The Oizom company, based in the Indian city of Ahmedabad, confirmed to Republika that a picture of their device was being used by a politically connected in Macedonia to leech money from the public Innovation Fund.

The Innovation Fund has frequently been in the news over allegations that its manager Jovan Despotovski is approving contracts to SDSM party officials, as well as activists and journalists close to this party, using suspicious looking “innovation” projects. The latest example includes Infoprojekt, a company founded by Vanco Ordanoski, who is the brother of leading pro-SDSM journalists Saso Ordanoski. Infoprojekt applied for and won an innovation grant worth 245.000 EUR, ostensibly to develop a system that would measure air pollution in cities. The company pledged that it will provide an additional third of the project funding, worth a little over 100.000 EUR and founded the site to present its project. The project was developed in cooperation with Green Civil, an environmental group founded by the left wing Civil NGO led by Xhabir Deralla, which already has extensive cooperation with Saso Ordanoski.

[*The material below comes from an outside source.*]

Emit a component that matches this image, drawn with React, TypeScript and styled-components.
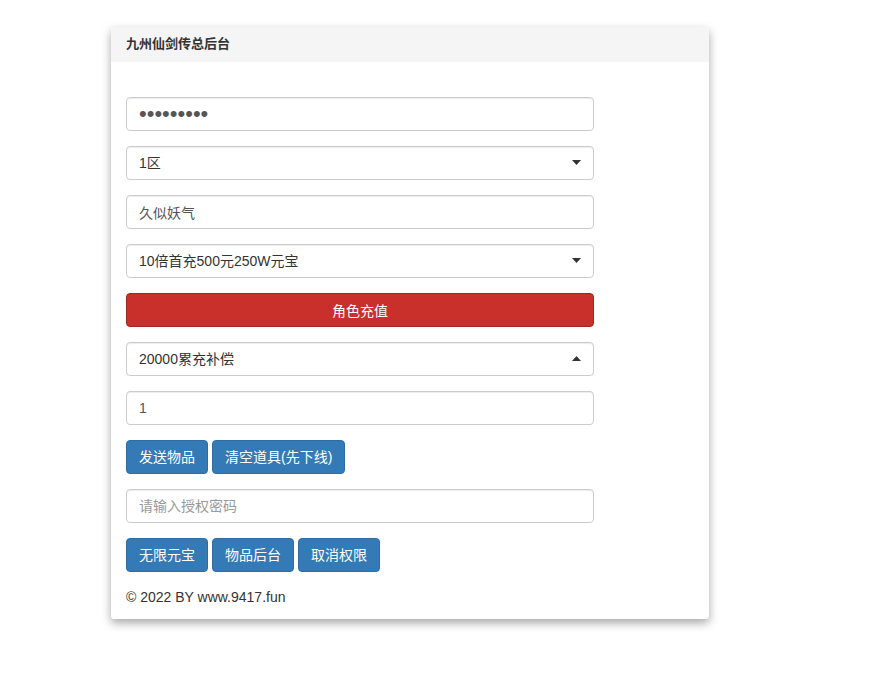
import styled, { createGlobalStyle } from "styled-components";

const GlobalStyle = createGlobalStyle`
  html, body {
    margin: 0;
    background: #fff;
  }
  body {
    font-family: "Liberation Sans", "Noto Sans CJK SC", sans-serif;
    font-size: 14px;
    line-height: 1.42857;
    color: #333;
  }
  * {
    box-sizing: border-box;
  }
`;

const Page = styled.div`
  padding: 27px 0 40px 111px;
`;

const Panel = styled.div`
  width: 598px;
  background: #fff;
  border-radius: 3px;
  box-shadow: 0 4px 10px rgba(0, 0, 0, 0.35);
  overflow: hidden;
`;

const PanelHeading = styled.div`
  background: #f5f5f5;
  height: 35px;
  padding: 0 15px;
  display: flex;
  align-items: center;
  font-size: 13px;
  font-weight: bold;
  color: #333;
`;

const PanelBody = styled.div`
  padding: 35px 15px 12px;
`;

const Form = styled.form`
  width: 468px;
  display: flex;
  flex-direction: column;
  gap: 15px;
`;

const Control = styled.input<{ $secret?: boolean }>`
  display: block;
  width: 100%;
  height: 34px;
  padding: 6px 12px;
  font-family: inherit;
  font-size: ${(p) => (p.$secret ? "22px" : "14px")};
  color: #555;
  background: #fff;
  border: 1px solid #ccc;
  border-radius: 4px;
  box-shadow: inset 0 1px 1px rgba(0, 0, 0, 0.075);
  outline: none;
  &::placeholder {
    color: #999;
    font-size: 14px;
  }
`;

const SelectWrap = styled.div`
  position: relative;
  width: 100%;
`;

const Select = styled.select`
  display: block;
  width: 100%;
  height: 34px;
  padding: 6px 12px;
  font-family: inherit;
  font-size: 14px;
  color: #333;
  background: #fff;
  border: 1px solid #ccc;
  border-radius: 4px;
  box-shadow: inset 0 1px 1px rgba(0, 0, 0, 0.075);
  appearance: none;
  outline: none;
`;

const Caret = styled.svg`
  position: absolute;
  right: 13px;
  top: 14px;
  pointer-events: none;
`;

const BlockButton = styled.button`
  display: block;
  width: 100%;
  height: 34px;
  font-family: inherit;
  font-size: 14px;
  color: #fff;
  background: #c9302c;
  border: 1px solid #a02622;
  border-radius: 4px;
`;

const ButtonRow = styled.div`
  display: flex;
  gap: 4px;
`;

const Button = styled.button`
  height: 34px;
  padding: 6px 12px;
  font-family: inherit;
  font-size: 14px;
  line-height: 20px;
  color: #fff;
  background: #337ab7;
  border: 1px solid #2e6da4;
  border-radius: 4px;
  white-space: nowrap;
`;

const Footer = styled.div`
  margin-top: 15px;
  line-height: 20px;
  color: #333;
`;

const Dropdown = ({ value, up }: { value: string; up?: boolean }) => (
  <SelectWrap>
    <Select defaultValue={value}>
      <option value={value}>{value}</option>
    </Select>
    <Caret width="9" height="5" viewBox="0 0 9 5">
      {up ? <path d="M0 5 L4.5 0 L9 5 Z" fill="#333" /> : <path d="M0 0 L9 0 L4.5 5 Z" fill="#333" />}
    </Caret>
  </SelectWrap>
);

export default function App() {
  return (
    <>
      <GlobalStyle />
      <Page>
        <Panel>
          <PanelHeading>九州仙剑传总后台</PanelHeading>
          <PanelBody>
            <Form onSubmit={(e) => e.preventDefault()}>
              <Control $secret type="password" defaultValue="123456789" />
              <Dropdown value="1区" />
              <Control type="text" defaultValue="久似妖气" />
              <Dropdown value="10倍首充500元250W元宝" />
              <BlockButton type="button">角色充值</BlockButton>
              <Dropdown value="20000累充补偿" up />
              <Control type="text" defaultValue="1" />
              <ButtonRow>
                <Button type="button">发送物品</Button>
                <Button type="button">清空道具(先下线)</Button>
              </ButtonRow>
              <Control type="password" placeholder="请输入授权密码" />
              <ButtonRow>
                <Button type="button">无限元宝</Button>
                <Button type="button">物品后台</Button>
                <Button type="button">取消权限</Button>
              </ButtonRow>
            </Form>
            <Footer>© 2022 BY www.9417.fun</Footer>
          </PanelBody>
        </Panel>
      </Page>
    </>
  );
}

Things took a turn to the worse for the project when lawyer Aleksandar Tortevski reported that Vanco Ordanoski has a fradulent project funded by the Innovation Fund worth 350.000 EUR. Social media users were quick to dig up the name of the project, and a cursory check of the images posted on revealed that the device that was being presented there is actually built by an Indian company.

The photos used on their website previously were pictures of Oizom Polludrone Version 1. We had our design registration also done for the same. We have not been contacted by Ekomonitor, said Jainam Mehta, chief marketing officer for the Indian Oizom company, when a side by side comparison of the images of the device claimed by both Ekomonitor and Oizom revealed they are identical. The only difference is that the logo Oizom seemed crudely airbrushed from the image posted by Ekomonitor.

Oizom told Republika that they’ve held a patent on the device since 2017, a year before Ekomonitor claimed its “innovation” grant, and Ordanoski’s company acknowledged guilt in a way, by deleting the image of the device from its website. Also gone is another image, of what appears to be a phone app that Ekomonitor used as well, in an apparent attempt to create an impression of developing innovative air pollution measuring solutions. That image was lifted from a Chinese web site.

Republika turned to the Innovation Fund (FITR) for answers. They acknowledged that they are funding most of the Ekomonitor project but denied knowledge of the already widely reported allegations of fraud. The Fund did say that, if Ordanoski has used someone else’s device to claim the money, he was violating the contract he signed.

FITR has received no official reports of intellectual property violations from any company. FITR naturally has mechanisms to defend itself and verify such cases. Any company that uses FITR funds has a signed commitment that “it will not deliberately or purposely violate intellectual property rights from any third party. If the project is based on already existant intellectual property rights, the user is obliged to present a contract allowing him to use the IP, in the form of licensing, non-monetary contribution contracts or any other form of contract that would allow the user to use this piece of intellectual property which the results of its project are based on, the Innovation Fund told Republika.

Oizom, on the other hand, says that Ekomonitor has not contacted them and has not asked to use their device in the project they received funding for. The Innovation Fund informs that the project is funded in incremenets, and that so far Ekomonitor has claimed some 20.000 EUR from the total grant of 245.000 EUR.

Republika tried contacting both Infoprojekt and Green Civil. Vanco Ordanoski did not respond to an email sent to his Infoprojekt address, and he also deleted his Twitter account, which he has used for years to spread hate speech against critics of the Zaev Government and to promote his policies.

A response was sent by Biljana Jordanovska from Green Civil, who denied that the organization has received any funding from the suspicious project, and insisted that their contribution has been voluntary, and claimed that, “to the best of her knowledge”, Ekomonitor has a patent on its own product. She also denied any knowledge that images of an Indian device were used on the Ekomonitor website where Green Civil is involved, despite the questions being sent to her after days of widespread media coverage of the allegations.